Recently, DC microgrids (DCMs) have gained considerable attention due to their merits in promoting the development of distributed energy resources (DERs), for example, renewable generation (RG) units and storage batteries (SBs), to obtain economic and environmental effectiveness [1]. However, the increasing penetration of DERs has posed challenges in ensuring DCMs’ steady and efficient operations due to the intermittent nature of DERs [2]. Furthermore, the increasing intensity of extreme weather events, such as heat waves and large storms, has led to uncertain grid-connect conditions and affected DCMs’ resilience during islanding periods [3,4]. For example, Texas, USA, faced a historic winter storm in 2021, which made the power system impassable and left millions without access to electricity from hours to days [5]. These facts have promoted the advanced control and planning methods development in DCMs subject to uncertainties and disruptions.

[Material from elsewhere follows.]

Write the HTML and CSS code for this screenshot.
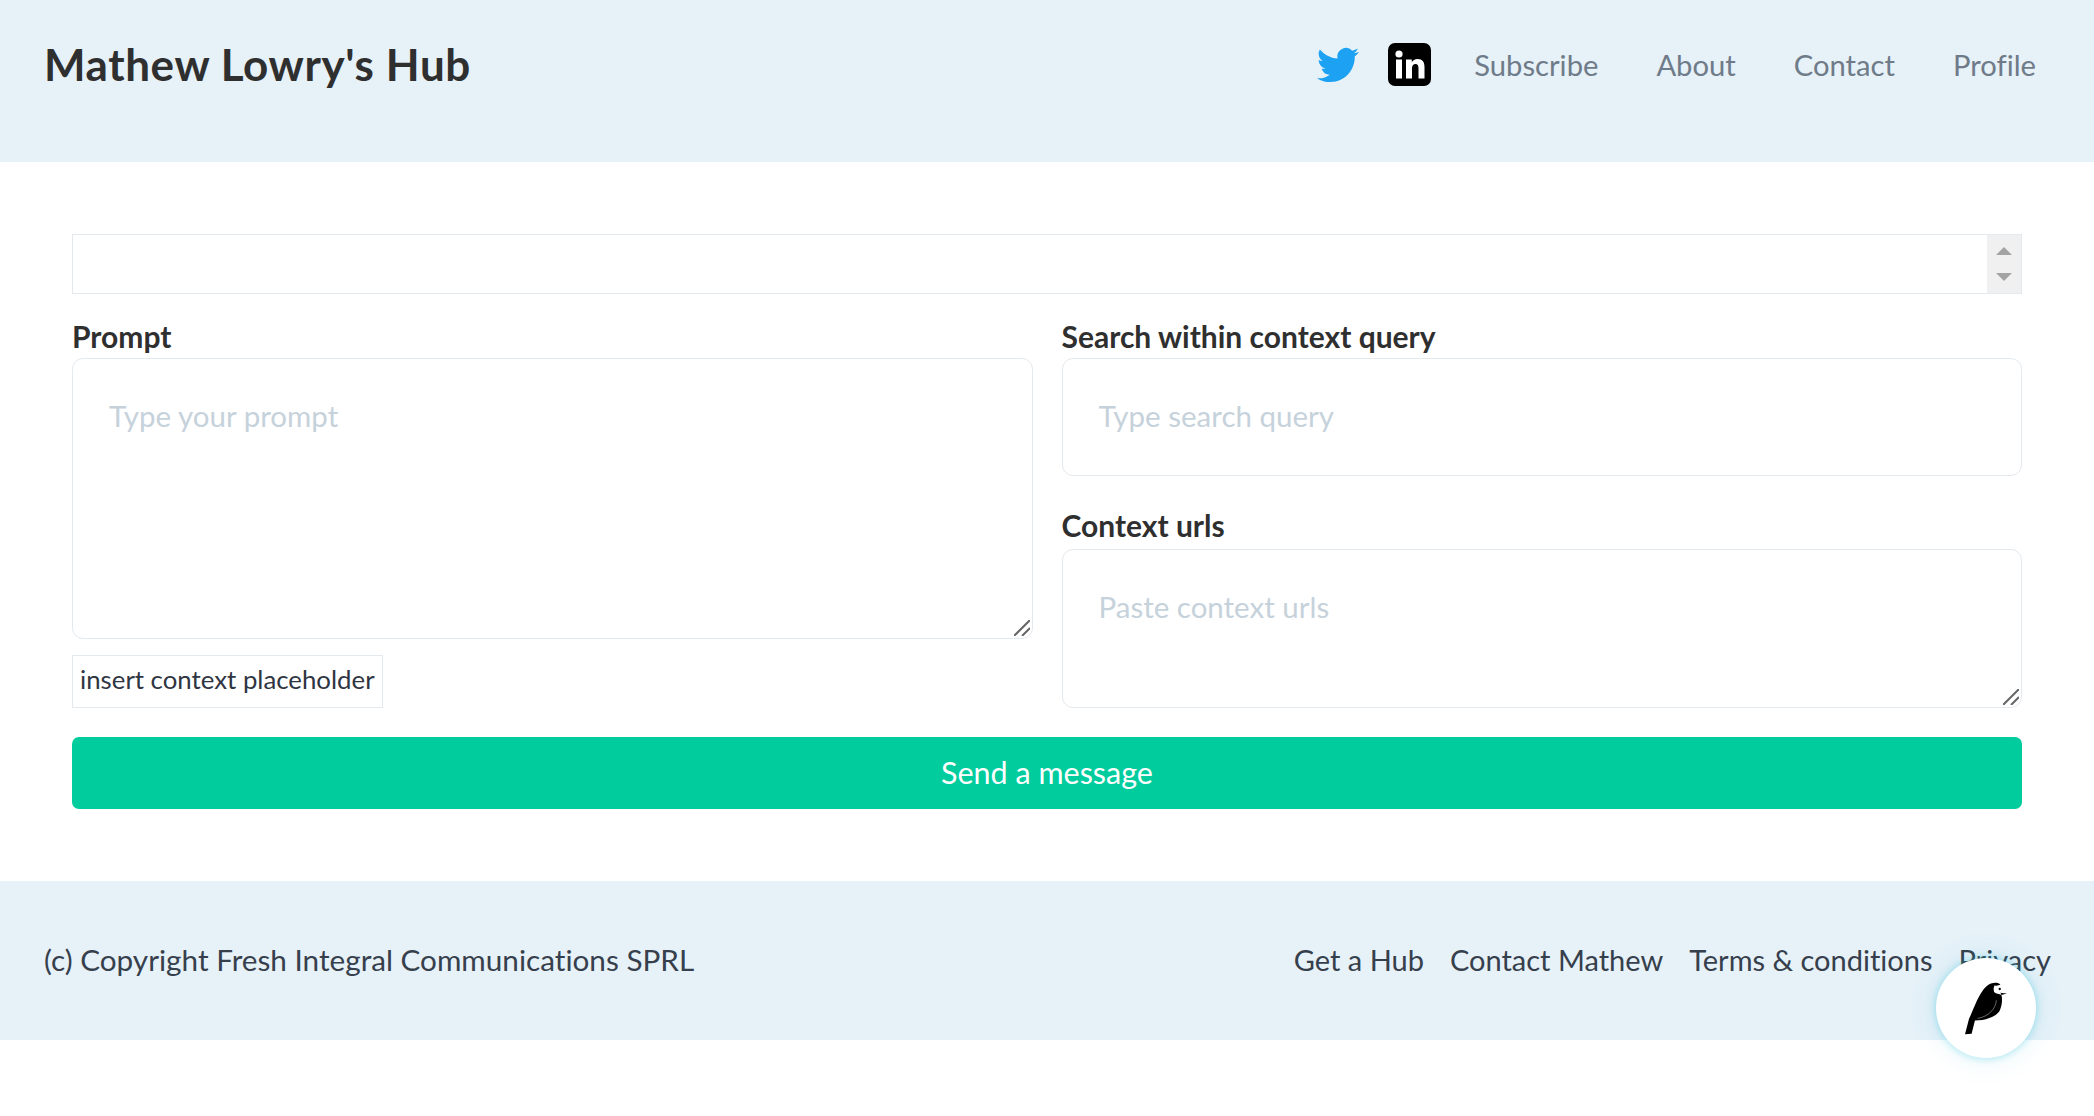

DCM refers to power clusters in a distribution network that comprises DC loads, RG units, and SBs, which can operate in either grid-connected or island mode upon loss of the normal AC supply [6]. With the significantly increasing demand of DC loads (e.g., electric vehicles, computers, and lighting systems), DCM is preferred over AC microgrid (ACM) due to its benefits, for example, reducing conversion losses, since multiple AC/DC converters are avoided [7], and increasing energy efficiency, as no reactive power flow is used [8]. However, DCM also poses several challenges related to resilience and reliability due to its dependence on RG units, while the AC grid-connect condition is uncertain [9]. In such cases, SBs play a vital role in dealing with uncertainties caused by RG units and in providing power to loads during the islanding period. However, the continuous discharging and charging affect SBs’ efficiency and cycle life, reducing the DCM’s performance in resilience decisions [10].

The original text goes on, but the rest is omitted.